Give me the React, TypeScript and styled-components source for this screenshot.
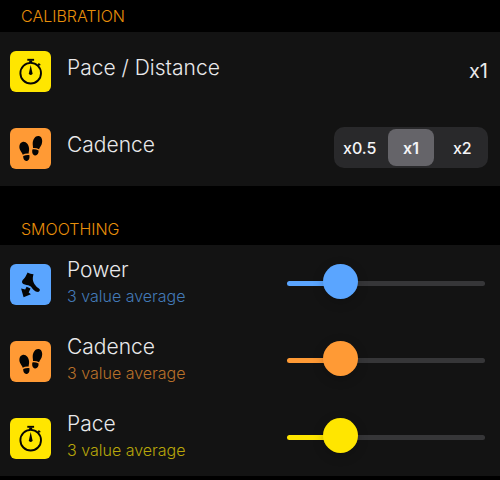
import React, { useState } from "react";
import styled, { createGlobalStyle } from "styled-components";

const GlobalStyle = createGlobalStyle`
  body {
    margin: 0;
    background: #000;
    color: #e9e9eb;
    font-family: Inter, "Liberation Sans", sans-serif;
    font-weight: 300;
  }
  *, *::before, *::after { box-sizing: border-box; }
`;

const Page = styled.main`
  width: 100%;
`;

const SectionTitle = styled.h2<{ $spaced?: boolean }>`
  margin: 0;
  padding: ${(p) => (p.$spaced ? "32px" : "5px")} 21px 5px;
  color: #e88f0a;
  font-size: 16px;
  font-weight: 300;
  line-height: 22px;
`;

const Panel = styled.div`
  background: #131313;
`;

const Row = styled.div`
  display: flex;
  align-items: flex-start;
  gap: 16px;
  height: 77px;
  padding: 0 12px 0 10px;
`;

const IconTile = styled.span<{ $color: string }>`
  display: flex;
  flex: none;
  width: 41px;
  height: 41px;
  margin-top: 19px;
  border-radius: 6px;
  background: ${(p) => p.$color};
  color: #050505;
`;

const Labels = styled.div<{ $single?: boolean }>`
  display: flex;
  flex: 1;
  flex-direction: column;
  padding-top: ${(p) => (p.$single ? "22px" : "11px")};
`;

const Name = styled.span`
  font-size: 21px;
  line-height: 28px;
`;

const Detail = styled.span<{ $color: string }>`
  color: ${(p) => p.$color};
  font-size: 16px;
  line-height: 24px;
`;

const Value = styled.span`
  padding-top: 25px;
  font-size: 20px;
  font-weight: 400;
  line-height: 28px;
`;

const Segments = styled.div`
  display: grid;
  grid-template-columns: repeat(3, 1fr);
  width: 154px;
  height: 41px;
  margin-top: 18px;
  padding: 2px 0;
  border-radius: 10px;
  background: #29292b;
`;

const Segment = styled.button<{ $active: boolean }>`
  margin: 0 3px;
  padding: 0;
  border: 0;
  border-radius: 8px;
  background: ${(p) => (p.$active ? "#656469" : "transparent")};
  color: #f4f4f6;
  font: ${(p) => (p.$active ? 600 : 500)} 16px/24px Inter, "Liberation Sans", sans-serif;
`;

const Slider = styled.input<{ $color: string; $fill: number }>`
  appearance: none;
  flex: none;
  width: 198px;
  height: 36px;
  margin: 20px 3px 0 0;
  background: transparent;

  &::-webkit-slider-runnable-track {
    height: 5px;
    border-radius: 3px;
    background: linear-gradient(
      to right,
      ${(p) => p.$color} ${(p) => p.$fill}%,
      #363638 ${(p) => p.$fill}%
    );
  }

  &::-webkit-slider-thumb {
    appearance: none;
    width: 35px;
    height: 35px;
    margin-top: -17px;
    border-radius: 50%;
    background: ${(p) => p.$color};
    box-shadow: 0 3px 12px rgba(0, 0, 0, 0.2);
  }
`;

const Stopwatch = () => (
  <svg viewBox="0 0 41 41" width="41" height="41" aria-hidden="true">
    <g fill="none" stroke="currentColor">
      <circle cx="20.7" cy="22.2" r="10.3" strokeWidth="1.9" />
      <path d="M17.3 8.8h6.8" strokeWidth="1.9" />
      <path d="M20.7 9.5v2.5" strokeWidth="3" />
      <path d="M27.4 15.1l1.8-1.8M28.4 12.4l1.8 1.8" strokeWidth="1.4" />
    </g>
    <path d="M20.7 14l1.8 8.3a1.8 1.8 0 1 1-3.6 0z" fill="currentColor" />
  </svg>
);

const Footprints = () => (
  <svg viewBox="0 0 41 41" width="41" height="41" aria-hidden="true" fill="currentColor">
    <path d="M12.5 14c3.3-.9 6.4 2.7 6.6 6.7.1 2.1-.5 3.4-.4 4.9-2.2-.4-4.1.1-6 1.1-.4-1.6-1.7-2.6-2.6-4.6-1.5-3.4-.6-7.4 2.4-8.1z" />
    <path d="M13.2 28.1c2.1-1 4-1.4 6.1-1.1.7 3-.4 5.7-2.5 5.9-2.3.3-3.8-1.9-3.6-4.8z" />
    <path d="M29 8.1c-3.4-.8-6.1 2.9-6.3 6.9-.1 2.1.4 3.5.3 5 2.2-.3 4.1.2 6.1 1.3.4-1.7 1.7-2.9 2.5-4.8 1.4-3.5.4-7.7-2.6-8.4z" />
    <path d="M28.6 22.6c-2.1-1.1-4-1.5-6.2-1.2-.7 3 .4 5.7 2.6 6 2.2.3 3.8-1.9 3.6-4.8z" />
  </svg>
);

const FootPower = () => (
  <svg viewBox="0 0 41 41" width="41" height="41" aria-hidden="true" fill="currentColor">
    <path d="M17.6 8.6c1.9 1 3.8 1.6 5.9 1.7-.7 2.5-.9 4.7-.4 6.7.6 2.2 1.8 3.8 3 5.2 1.2 1.3 3.3 2.1 3.7 3.4.3 1.2-.4 2.3-1.7 2.3-1.5 0-3.2-.5-4.4-1.8-1.3-1.4-2-3.3-3.8-4.2-2.1-1-4.7-.9-6.6-1.9-1.3-.8-1.6-2.1-1-3.3.7-1.3 2.1-2.2 3-3.7.9-1.4 1.5-2.9 2.3-4.4z" />
    <path d="M16.6 22.8l3.9 1.8-1.8 3.8 2.2 1.8-7.3 3-2.5-8.6 4.1 1z" />
  </svg>
);

const BLUE = "#5aa5ff";
const ORANGE = "#ff9a35";
const YELLOW = "#ffe600";

const smoothing = [
  { name: "Power", color: BLUE, muted: "#437ab8", Icon: FootPower },
  { name: "Cadence", color: ORANGE, muted: "#b8702a", Icon: Footprints },
  { name: "Pace", color: YELLOW, muted: "#b8a60a", Icon: Stopwatch },
];

const SmoothingRow = ({ name, color, muted, Icon }: (typeof smoothing)[number]) => {
  const [value, setValue] = useState(3);
  const id = `smoothing-${name.toLowerCase()}`;
  return (
    <Row>
      <IconTile $color={color}>
        <Icon />
      </IconTile>
      <Labels>
        <Name as="label" htmlFor={id}>{name}</Name>
        <Detail $color={muted}>{value} value average</Detail>
      </Labels>
      <Slider
        id={id}
        type="range"
        min={1}
        max={10}
        value={value}
        onChange={(e) => setValue(Number(e.target.value))}
        $color={color}
        $fill={9 + ((value - 1) / 9) * 82}
      />
    </Row>
  );
};

export default function App() {
  const [factor, setFactor] = useState("x1");
  return (
    <Page>
      <GlobalStyle />
      <section>
        <SectionTitle>CALIBRATION</SectionTitle>
        <Panel>
          <Row>
            <IconTile $color={YELLOW}>
              <Stopwatch />
            </IconTile>
            <Labels $single>
              <Name>Pace / Distance</Name>
            </Labels>
            <Value>x1</Value>
          </Row>
          <Row>
            <IconTile $color={ORANGE}>
              <Footprints />
            </IconTile>
            <Labels $single>
              <Name id="cadence-factor">Cadence</Name>
            </Labels>
            <Segments role="group" aria-labelledby="cadence-factor">
              {["x0.5", "x1", "x2"].map((option) => (
                <Segment
                  key={option}
                  type="button"
                  $active={option === factor}
                  aria-pressed={option === factor}
                  onClick={() => setFactor(option)}
                >
                  {option}
                </Segment>
              ))}
            </Segments>
          </Row>
        </Panel>
      </section>
      <section>
        <SectionTitle $spaced>SMOOTHING</SectionTitle>
        <Panel>
          {smoothing.map((item) => (
            <SmoothingRow key={item.name} {...item} />
          ))}
        </Panel>
      </section>
    </Page>
  );
}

Task to carry out: Copy out all the data exactly; skip the pictures.

The result:
Give me the React, TypeScript and styled-components source for this screenshot.
import React, { useState } from "react";
import styled, { createGlobalStyle } from "styled-components";

const GlobalStyle = createGlobalStyle`
  body {
    margin: 0;
    background: #000;
    color: #e9e9eb;
    font-family: Inter, "Liberation Sans", sans-serif;
    font-weight: 300;
  }
  *, *::before, *::after { box-sizing: border-box; }
`;

const Page = styled.main`
  width: 100%;
`;

const SectionTitle = styled.h2<{ $spaced?: boolean }>`
  margin: 0;
  padding: ${(p) => (p.$spaced ? "32px" : "5px")} 21px 5px;
  color: #e88f0a;
  font-size: 16px;
  font-weight: 300;
  line-height: 22px;
`;

const Panel = styled.div`
  background: #131313;
`;

const Row = styled.div`
  display: flex;
  align-items: flex-start;
  gap: 16px;
  height: 77px;
  padding: 0 12px 0 10px;
`;

const IconTile = styled.span<{ $color: string }>`
  display: flex;
  flex: none;
  width: 41px;
  height: 41px;
  margin-top: 19px;
  border-radius: 6px;
  background: ${(p) => p.$color};
  color: #050505;
`;

const Labels = styled.div<{ $single?: boolean }>`
  display: flex;
  flex: 1;
  flex-direction: column;
  padding-top: ${(p) => (p.$single ? "22px" : "11px")};
`;

const Name = styled.span`
  font-size: 21px;
  line-height: 28px;
`;

const Detail = styled.span<{ $color: string }>`
  color: ${(p) => p.$color};
  font-size: 16px;
  line-height: 24px;
`;

const Value = styled.span`
  padding-top: 25px;
  font-size: 20px;
  font-weight: 400;
  line-height: 28px;
`;

const Segments = styled.div`
  display: grid;
  grid-template-columns: repeat(3, 1fr);
  width: 154px;
  height: 41px;
  margin-top: 18px;
  padding: 2px 0;
  border-radius: 10px;
  background: #29292b;
`;

const Segment = styled.button<{ $active: boolean }>`
  margin: 0 3px;
  padding: 0;
  border: 0;
  border-radius: 8px;
  background: ${(p) => (p.$active ? "#656469" : "transparent")};
  color: #f4f4f6;
  font: ${(p) => (p.$active ? 600 : 500)} 16px/24px Inter, "Liberation Sans", sans-serif;
`;

const Slider = styled.input<{ $color: string; $fill: number }>`
  appearance: none;
  flex: none;
  width: 198px;
  height: 36px;
  margin: 20px 3px 0 0;
  background: transparent;

  &::-webkit-slider-runnable-track {
    height: 5px;
    border-radius: 3px;
    background: linear-gradient(
      to right,
      ${(p) => p.$color} ${(p) => p.$fill}%,
      #363638 ${(p) => p.$fill}%
    );
  }

  &::-webkit-slider-thumb {
    appearance: none;
    width: 35px;
    height: 35px;
    margin-top: -17px;
    border-radius: 50%;
    background: ${(p) => p.$color};
    box-shadow: 0 3px 12px rgba(0, 0, 0, 0.2);
  }
`;

const Stopwatch = () => (
  <svg viewBox="0 0 41 41" width="41" height="41" aria-hidden="true">
    <g fill="none" stroke="currentColor">
      <circle cx="20.7" cy="22.2" r="10.3" strokeWidth="1.9" />
      <path d="M17.3 8.8h6.8" strokeWidth="1.9" />
      <path d="M20.7 9.5v2.5" strokeWidth="3" />
      <path d="M27.4 15.1l1.8-1.8M28.4 12.4l1.8 1.8" strokeWidth="1.4" />
    </g>
    <path d="M20.7 14l1.8 8.3a1.8 1.8 0 1 1-3.6 0z" fill="currentColor" />
  </svg>
);

const Footprints = () => (
  <svg viewBox="0 0 41 41" width="41" height="41" aria-hidden="true" fill="currentColor">
    <path d="M12.5 14c3.3-.9 6.4 2.7 6.6 6.7.1 2.1-.5 3.4-.4 4.9-2.2-.4-4.1.1-6 1.1-.4-1.6-1.7-2.6-2.6-4.6-1.5-3.4-.6-7.4 2.4-8.1z" />
    <path d="M13.2 28.1c2.1-1 4-1.4 6.1-1.1.7 3-.4 5.7-2.5 5.9-2.3.3-3.8-1.9-3.6-4.8z" />
    <path d="M29 8.1c-3.4-.8-6.1 2.9-6.3 6.9-.1 2.1.4 3.5.3 5 2.2-.3 4.1.2 6.1 1.3.4-1.7 1.7-2.9 2.5-4.8 1.4-3.5.4-7.7-2.6-8.4z" />
    <path d="M28.6 22.6c-2.1-1.1-4-1.5-6.2-1.2-.7 3 .4 5.7 2.6 6 2.2.3 3.8-1.9 3.6-4.8z" />
  </svg>
);

const FootPower = () => (
  <svg viewBox="0 0 41 41" width="41" height="41" aria-hidden="true" fill="currentColor">
    <path d="M17.6 8.6c1.9 1 3.8 1.6 5.9 1.7-.7 2.5-.9 4.7-.4 6.7.6 2.2 1.8 3.8 3 5.2 1.2 1.3 3.3 2.1 3.7 3.4.3 1.2-.4 2.3-1.7 2.3-1.5 0-3.2-.5-4.4-1.8-1.3-1.4-2-3.3-3.8-4.2-2.1-1-4.7-.9-6.6-1.9-1.3-.8-1.6-2.1-1-3.3.7-1.3 2.1-2.2 3-3.7.9-1.4 1.5-2.9 2.3-4.4z" />
    <path d="M16.6 22.8l3.9 1.8-1.8 3.8 2.2 1.8-7.3 3-2.5-8.6 4.1 1z" />
  </svg>
);

const BLUE = "#5aa5ff";
const ORANGE = "#ff9a35";
const YELLOW = "#ffe600";

const smoothing = [
  { name: "Power", color: BLUE, muted: "#437ab8", Icon: FootPower },
  { name: "Cadence", color: ORANGE, muted: "#b8702a", Icon: Footprints },
  { name: "Pace", color: YELLOW, muted: "#b8a60a", Icon: Stopwatch },
];

const SmoothingRow = ({ name, color, muted, Icon }: (typeof smoothing)[number]) => {
  const [value, setValue] = useState(3);
  const id = `smoothing-${name.toLowerCase()}`;
  return (
    <Row>
      <IconTile $color={color}>
        <Icon />
      </IconTile>
      <Labels>
        <Name as="label" htmlFor={id}>{name}</Name>
        <Detail $color={muted}>{value} value average</Detail>
      </Labels>
      <Slider
        id={id}
        type="range"
        min={1}
        max={10}
        value={value}
        onChange={(e) => setValue(Number(e.target.value))}
        $color={color}
        $fill={9 + ((value - 1) / 9) * 82}
      />
    </Row>
  );
};

export default function App() {
  const [factor, setFactor] = useState("x1");
  return (
    <Page>
      <GlobalStyle />
      <section>
        <SectionTitle>CALIBRATION</SectionTitle>
        <Panel>
          <Row>
            <IconTile $color={YELLOW}>
              <Stopwatch />
            </IconTile>
            <Labels $single>
              <Name>Pace / Distance</Name>
            </Labels>
            <Value>x1</Value>
          </Row>
          <Row>
            <IconTile $color={ORANGE}>
              <Footprints />
            </IconTile>
            <Labels $single>
              <Name id="cadence-factor">Cadence</Name>
            </Labels>
            <Segments role="group" aria-labelledby="cadence-factor">
              {["x0.5", "x1", "x2"].map((option) => (
                <Segment
                  key={option}
                  type="button"
                  $active={option === factor}
                  aria-pressed={option === factor}
                  onClick={() => setFactor(option)}
                >
                  {option}
                </Segment>
              ))}
            </Segments>
          </Row>
        </Panel>
      </section>
      <section>
        <SectionTitle $spaced>SMOOTHING</SectionTitle>
        <Panel>
          {smoothing.map((item) => (
            <SmoothingRow key={item.name} {...item} />
          ))}
        </Panel>
      </section>
    </Page>
  );
}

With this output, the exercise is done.